UN Condemns Killing of Children During Eid-time Attack in Southern Philippines

Jeoffrey Maitem and Mark Navales
Cotabato, Philippines
200528-PH-Eid-1000.jpg A Muslim family offers prayers inside their home as they celebrate Eid al-Fitr, the holiday that marks the end of Ramadan, in Manila, May 24, 2020.

The United Nations on Thursday condemned a mortar attack that killed two children during weekend celebrations marking the end of Ramadan in the southern Philippines, where Islamic State-linked militants are known to operate.

A 10-year-old boy and his 7-year-old sister died when suspected members of the Bangsamoro Islamic Freedom Fighters (BIFF) fired a mortar round at a cluster of houses in Datu Saudi Ampatuan, a town in Maguindanao province, on Sunday. Thirteen other civilians, including the siblings’ mother, were injured in the attack that took place as people in the largely Muslim southern region were celebrating Eid al-Fitr, the holiday at the end of the Islamic fasting month.

“We join the government of the Republic of the Philippines in condemning these attacks, which violate international human rights and humanitarian law,” Gustavo Gonzalez, the U.N.’s resident coordinator in the Philippines, said in a statement. “The indiscriminate use of weapons impacting civilians must stop.”

“Armed attacks resulting in the death of innocent children are unacceptable,” he added.

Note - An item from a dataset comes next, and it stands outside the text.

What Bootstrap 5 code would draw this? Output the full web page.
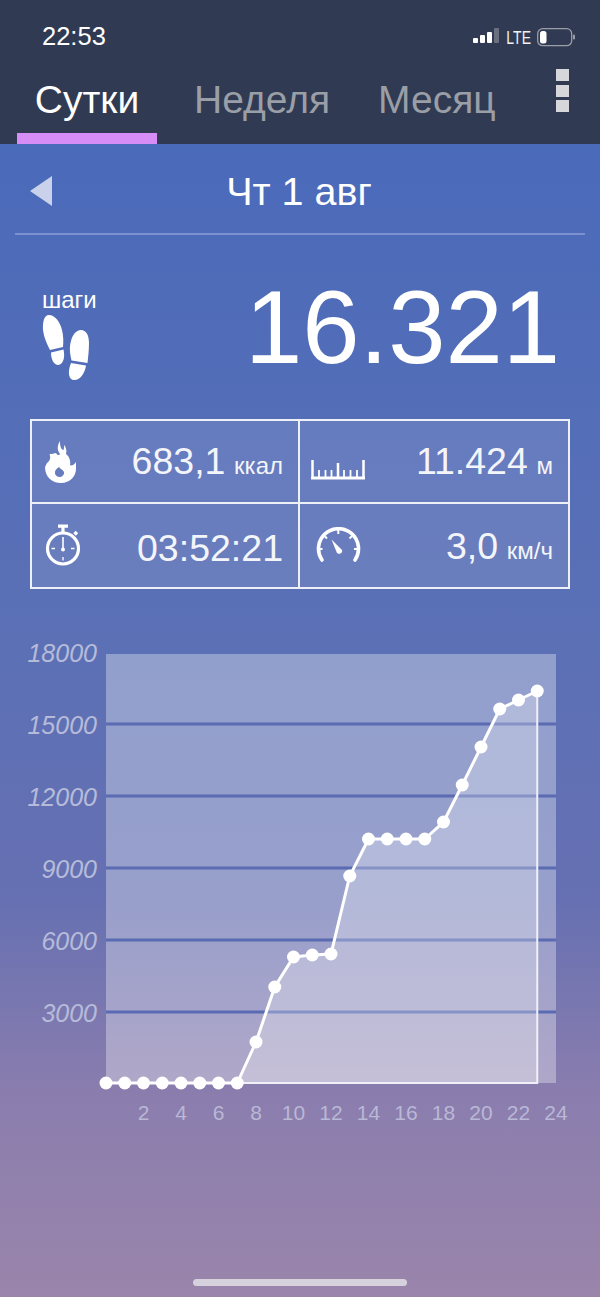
<!DOCTYPE html>
<html lang="ru">
<head>
  <meta charset="UTF-8" />
  <meta name="viewport" content="width=device-width, initial-scale=1.0"/>
  <title>Шаги</title>
  <link href="https://cdn.jsdelivr.net/npm/bootstrap@5.3.0/dist/css/bootstrap.min.css" rel="stylesheet">
  <style>
    html, body { height: 1297px; overflow: hidden; }
    body {
      font-family: "Liberation Sans", Arial, sans-serif;
      color: #fff;
      background: linear-gradient(180deg, #4a6aba 144px, #5a70b6 600px, #6670b2 900px, #8a7dae 1090px, #9a85ab 1297px);
    }
    .top-head { height: 144px; background: #303a52; }
    .status-row { height: 69px; padding: 23px 25px 0 42px; }
    .clock { font-size: 25.5px; line-height: 26px; }
    .status-icons { margin-top: 5px; }
    .lte { display: inline-block; font-size: 14px; line-height: 16px; color: #f2f2f2; transform: scaleY(1.25); margin: 0 6px 0 7px; }
    .tab-row { height: 75px; padding-left: 17px; }
    .tab-item { font-size: 39px; line-height: 44px; padding-top: 9px; color: #9a9ea6; text-align: center; }
    .tab-on { width: 140px; color: #fff; border-bottom: 11px solid #d68df5; height: 75px; }
    .tab-week { margin-left: 37px; }
    .tab-month { margin-left: 48px; }
    .more-dots { margin-left: 60px; gap: 3.5px; }
    .more-dots i { display: block; width: 13px; height: 12px; background: #d6d7da; }
    .date-row { height: 91px; margin: 0 15px; border-bottom: 2px solid #7a90d0; padding: 5px 15px 0; }
    .date-text { font-size: 39.5px; line-height: 44px; }
    .back-arrow { width: 22px; height: 30px; background: #c9d2ea; clip-path: polygon(100% 0, 100% 100%, 0 50%); }
    .hero-row { height: 184px; padding: 53px 40px 0 42px; }
    .steps-label { font-size: 24px; line-height: 24px; margin-bottom: 3px; }
    .steps-num { font-size: 103px; line-height: 110px; margin-top: -15px; }
    .stats-box { width: 540px; margin-left: 30px; border: 2px solid #eef0f8; background: rgba(255,255,255,.1); }
    .stat-cell { height: 83px; padding: 0 15px 0 13px; }
    .stat-cell.line-r { border-right: 2px solid #eef0f8; }
    .stat-cell.line-b { border-bottom: 2px solid #eef0f8; }
    .stat-val { font-size: 37.5px; line-height: 44px; color: #f4f5fa; padding-top: 3px; }
    .stat-low .stat-val { padding-top: 5px; }
    .stat-unit { font-size: 24px; margin-left: 2px; color: #f4f5fa; }
    .chart-wrap { height: 544px; margin-top: 20px; }
    .y-lab { font: italic 25px "Liberation Sans", Arial, sans-serif; fill: #b6bbda; }
    .x-lab { font: 21px "Liberation Sans", Arial, sans-serif; fill: #b9b8d6; }
    .home-bar { width: 214px; height: 7px; border-radius: 4px; background: #d6d2dd; margin: 126px auto 0; }
    .ruler-ico { margin-left: -2px; margin-top: 14px; }
    .gauge-ico { margin-left: 3px; }
  </style>
</head>
<body>

  <div class="top-head">
    <div class="status-row d-flex justify-content-between align-items-start">
      <div class="clock">22:53</div>
      <div class="status-icons d-flex align-items-center">
        <svg width="26" height="20" viewBox="0 0 26 20">
          <rect x="0" y="10" width="5" height="5" rx="1" fill="#fff"/>
          <rect x="7" y="7" width="5" height="8" rx="1" fill="#fff"/>
          <rect x="14" y="4" width="5" height="11" rx="1" fill="#fff"/>
          <rect x="21" y="0" width="5" height="15" rx="1" fill="#6a7080"/>
        </svg>
        <span class="lte">LTE</span>
        <svg width="38" height="20" viewBox="0 0 38 20">
          <rect x=".7" y=".7" width="34" height="17" rx="5" fill="none" stroke="#9a9ea8" stroke-width="1.3"/>
          <rect x="3" y="3" width="6.500" height="12.500" rx="2.500" fill="#fff"/>
          <rect x="36" y="6.500" width="2" height="5" rx="1" fill="#9a9ea8"/>
        </svg>
      </div>
    </div>
    <div class="tab-row d-flex align-items-start">
      <div class="tab-item tab-on">Сутки</div>
      <div class="tab-item tab-week">Неделя</div>
      <div class="tab-item tab-month">Месяц</div>
      <div class="more-dots d-flex flex-column"><i></i><i></i><i></i></div>
    </div>
  </div>

  <div class="date-row d-flex align-items-center">
    <div class="back-arrow"></div>
    <div class="date-text flex-grow-1 text-center pe-4">Чт 1 авг</div>
  </div>

  <div class="hero-row d-flex justify-content-between align-items-start">
    <div>
      <div class="steps-label">шаги</div>
      <svg width="48" height="66" viewBox="-1 0 48 66" class="d-block">
        <path d="M6 0C12 0 17 7 19 15C20.500 21 20.500 27 20 32L7 35C4 29 1 23 0 15C-.5 7 1 0 6 0Z" fill="#fff"/>
        <path d="M8 37.500L20.500 34.500C22 41 21 49 15.500 50C10.500 50 8 44 8 37.500Z" fill="#fff"/>
        <path d="M38 15C43 15 46 20 46 28C46 36 45 43 44.500 48L28.500 45.500C27 38 26 33 28 26C29.500 20 33 15 38 15Z" fill="#fff"/>
        <path d="M28 48L43 50.500C42 57 38 65 31 65C26 65 24 58 28 48Z" fill="#fff"/>
      </svg>
    </div>
    <div class="steps-num">16.321</div>
  </div>

  <div class="stats-box row g-0">
    <div class="col-6 stat-cell line-r line-b d-flex align-items-center justify-content-between">
      <svg width="32" height="42" viewBox="0 0 32 42">
        <path fill-rule="evenodd" d="M15 0C12 5 12 9 15 13C14 15 12 14 11 12C8 13 5 13 4.500 13C6 17 5 20 2 22L0 26C0 36 7 42 16 42C25 42 31 35 31 28L31 21C29 24 27 25 25 24C26 20 24 15 21 13C22 10 21 6 19 4C19 7 19 9 18 9C15 7 15 3 15 0ZM14 26C11 28 9.500 30 10 32.500C10.500 35 13 36.500 15.500 36C18 35.500 19.500 33 19 31C18 28.500 15.500 28.500 14 26Z" fill="#fff"/>
      </svg>
      <div class="stat-val">683,1<span class="stat-unit">&nbsp;ккал</span></div>
    </div>
    <div class="col-6 stat-cell line-b d-flex align-items-center justify-content-between">
      <svg width="54" height="22" viewBox="0 0 54 22" class="ruler-ico">
        <path d="M1.500 2V20M27 5V20M52.500 2V20" fill="none" stroke="#fff" stroke-width="2.500"/>
        <path d="M8 20V12M14.500 20V12M20.500 20V12M33 20V12M39.500 20V12M46 20V12" fill="none" stroke="#fff" stroke-width="1.800"/>
        <path d="M0 20H54" fill="none" stroke="#fff" stroke-width="3"/>
      </svg>
      <div class="stat-val">11.424<span class="stat-unit">&nbsp;м</span></div>
    </div>
    <div class="col-6 stat-cell stat-low line-r d-flex align-items-center justify-content-between">
      <svg width="38" height="44" viewBox="0 0 38 44">
        <path d="M13 2.200H23M18 3V8M29.500 8L32 10.500" fill="none" stroke="#fff" stroke-width="3.200"/>
        <circle cx="18" cy="24.500" r="15.500" fill="none" stroke="#fff" stroke-width="3.200"/>
        <path d="M18 13V25" stroke="#fff" stroke-width="1.600"/>
        <circle cx="18" cy="25.500" r="2" fill="#fff"/>
        <path d="M18 33V36.500M6.500 24.500H10M26 24.500H29.500" stroke="#fff" stroke-width="1.300"/>
      </svg>
      <div class="stat-val">03:52:21</div>
    </div>
    <div class="col-6 stat-cell stat-low d-flex align-items-center justify-content-between">
      <svg width="46" height="38" viewBox="0 0 46 38" class="gauge-ico">
        <path d="M6 33A20 20 0 1 1 39 33" fill="none" stroke="#fff" stroke-width="3.600" stroke-linecap="round"/>
        <path d="M22.300 3V7M8.500 9L11 11.500M36 9L33.500 11.500M3 22H6.500M41.500 22H38" stroke="#fff" stroke-width="2"/>
        <path d="M15.500 12.500L26 23C27 26 23 28 21 26Z" fill="#fff"/>
      </svg>
      <div class="stat-val">3,0<span class="stat-unit">&nbsp;км/ч</span></div>
    </div>
  </div>

  <div class="chart-wrap">
    <svg id="stepsChart" width="600" height="544" viewBox="0 609 600 544" class="d-block"></svg>
  </div>

  <div class="home-bar"></div>

  <script>
    // y pixel of every hourly point, hours 0..23
    const stepsY = [1083,1083,1083,1083,1083,1083,1083,1083,1042,987,957,955,954,876,839,839,839,839,822,785,747,709,700,691];
    const hourX = h => 106 + h * 18.75;

    let svg = '<rect x="106" y="654" width="450" height="429" fill="#fff" opacity=".33"/>';
    [724, 796, 868, 940, 1012].forEach(y => {
      svg += `<rect x="106" y="${y - 1.5}" width="450" height="3" fill="#5a6bb2"/>`;
    });

    const line = stepsY.map((y, h) => `${hourX(h)},${y}`).join(' ');
    svg += `<polygon points="${line} ${hourX(23)},1083 ${hourX(7)},1083" fill="#fff" opacity=".27"/>`;
    svg += `<polyline points="${hourX(7)},1083 ${hourX(23)},1083 ${hourX(23)},691" fill="none" stroke="#f0f0f6" stroke-width="2"/>`;
    svg += `<polyline points="${line}" fill="none" stroke="#fff" stroke-width="3"/>`;
    stepsY.forEach((y, h) => { svg += `<circle cx="${hourX(h)}" cy="${y}" r="6.500" fill="#fff"/>`; });

    [18000, 15000, 12000, 9000, 6000, 3000].forEach((v, i) => {
      svg += `<text class="y-lab" x="97" y="${662 + i * 72}" text-anchor="end">${v}</text>`;
    });
    for (let h = 2; h <= 24; h += 2) {
      svg += `<text class="x-lab" x="${hourX(h)}" y="1120" text-anchor="middle">${h}</text>`;
    }
    document.getElementById('stepsChart').innerHTML = svg;
  </script>
  <script src="https://cdn.jsdelivr.net/npm/bootstrap@5.3.0/dist/js/bootstrap.bundle.min.js"></script>
</body>
</html>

Oyunsaikhan Dendevnorov, the representative to the country for the United Nations Children’s Fund (UNICEF), called on warring parties in the Philippine south to shield children from further violence.

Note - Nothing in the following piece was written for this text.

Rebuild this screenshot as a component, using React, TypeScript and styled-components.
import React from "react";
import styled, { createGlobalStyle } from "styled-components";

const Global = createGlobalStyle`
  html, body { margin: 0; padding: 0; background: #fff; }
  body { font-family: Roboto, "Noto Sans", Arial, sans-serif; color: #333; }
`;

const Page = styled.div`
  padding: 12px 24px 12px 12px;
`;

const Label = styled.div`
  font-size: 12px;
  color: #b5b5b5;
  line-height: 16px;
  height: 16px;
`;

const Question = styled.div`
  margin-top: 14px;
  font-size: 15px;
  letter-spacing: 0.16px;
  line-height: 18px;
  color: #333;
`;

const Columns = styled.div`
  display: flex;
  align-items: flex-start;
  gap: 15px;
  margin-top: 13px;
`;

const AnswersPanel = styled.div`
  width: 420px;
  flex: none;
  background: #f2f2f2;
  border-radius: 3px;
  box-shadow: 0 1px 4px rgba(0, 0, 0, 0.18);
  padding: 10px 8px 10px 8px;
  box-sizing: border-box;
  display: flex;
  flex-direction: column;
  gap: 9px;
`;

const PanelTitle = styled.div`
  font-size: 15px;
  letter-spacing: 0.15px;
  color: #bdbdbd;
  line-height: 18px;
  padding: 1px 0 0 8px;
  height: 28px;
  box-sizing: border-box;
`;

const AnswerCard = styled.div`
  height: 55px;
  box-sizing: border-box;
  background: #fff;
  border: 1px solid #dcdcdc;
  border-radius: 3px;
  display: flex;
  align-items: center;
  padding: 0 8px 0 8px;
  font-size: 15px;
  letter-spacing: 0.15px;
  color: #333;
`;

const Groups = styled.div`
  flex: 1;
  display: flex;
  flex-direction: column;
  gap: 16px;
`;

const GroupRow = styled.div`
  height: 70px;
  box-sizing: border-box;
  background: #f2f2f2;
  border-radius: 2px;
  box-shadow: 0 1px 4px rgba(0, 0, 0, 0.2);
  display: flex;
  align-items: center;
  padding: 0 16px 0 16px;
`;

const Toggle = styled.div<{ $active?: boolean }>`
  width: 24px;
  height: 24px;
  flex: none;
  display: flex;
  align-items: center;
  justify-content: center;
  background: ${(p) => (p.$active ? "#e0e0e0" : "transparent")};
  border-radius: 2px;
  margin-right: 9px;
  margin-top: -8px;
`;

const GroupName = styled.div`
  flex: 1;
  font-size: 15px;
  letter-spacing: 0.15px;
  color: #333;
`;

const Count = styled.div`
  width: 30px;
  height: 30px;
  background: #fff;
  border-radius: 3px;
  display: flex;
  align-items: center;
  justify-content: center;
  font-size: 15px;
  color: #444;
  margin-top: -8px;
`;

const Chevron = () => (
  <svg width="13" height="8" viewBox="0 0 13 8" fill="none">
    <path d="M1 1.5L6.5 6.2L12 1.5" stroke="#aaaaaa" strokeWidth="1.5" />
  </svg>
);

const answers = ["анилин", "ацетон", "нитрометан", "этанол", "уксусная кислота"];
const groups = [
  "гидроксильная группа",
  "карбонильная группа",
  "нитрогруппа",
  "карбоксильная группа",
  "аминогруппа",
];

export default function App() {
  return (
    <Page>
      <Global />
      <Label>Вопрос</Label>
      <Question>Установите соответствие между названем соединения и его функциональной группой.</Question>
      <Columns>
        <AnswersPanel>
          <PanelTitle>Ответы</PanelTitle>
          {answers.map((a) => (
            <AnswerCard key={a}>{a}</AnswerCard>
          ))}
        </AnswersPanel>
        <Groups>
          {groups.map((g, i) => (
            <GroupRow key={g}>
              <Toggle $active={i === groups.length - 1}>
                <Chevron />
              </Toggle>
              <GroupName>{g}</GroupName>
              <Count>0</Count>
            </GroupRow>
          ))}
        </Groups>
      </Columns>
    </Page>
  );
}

“We reiterate the urgent appeal to halt hostilities, protect children in the Philippines and safeguard their well-being,” he said.

Dendevnorov and Gonzalez co-chair a task force in the Philippines that monitors violations of children’s rights in armed conflict. Created in 2008, the task force is made up of U.N. agencies as well as human rights groups supporting Manila in crafting policies to protect children affected by war.

Carlito Galvez, a retired military chief who is now a cabinet member who advises President Rodrigo Duterte on peace matters, earlier this week ordered an investigation into Sunday’s violence in Maguindanao.

“We are saddened by what transpired on Sunday. We would like to assure our Moro brothers and sisters that we shall leave no stone unturned as we seek justice for the victims,” Galvez said in a statement on Tuesday.

“I would like to appeal to the residents who have been affected by the ongoing armed conflict, as well as the leadership of the Bangsamoro Autonomous Region in Muslim Mindanao, for calmness and sobriety as authorities conduct an investigation on the incident,” he said.

Sunday’s mortar attack in Datu Saudi Ampatuan occurred after four nearby army detachments came under attack by members of BIFF on Saturday.

BIFF, a splinter group from the Moro Islamic Liberation Front (MILF), rejected a peace treaty with Manila that paved the way for the creation of an expanded autonomous Muslim region in the south.

Numbering in the few hundreds, BIFF has allied itself with local elements of the Islamic State extremist group, although its fighters did not actively participate in the 2017 siege of Marawi city.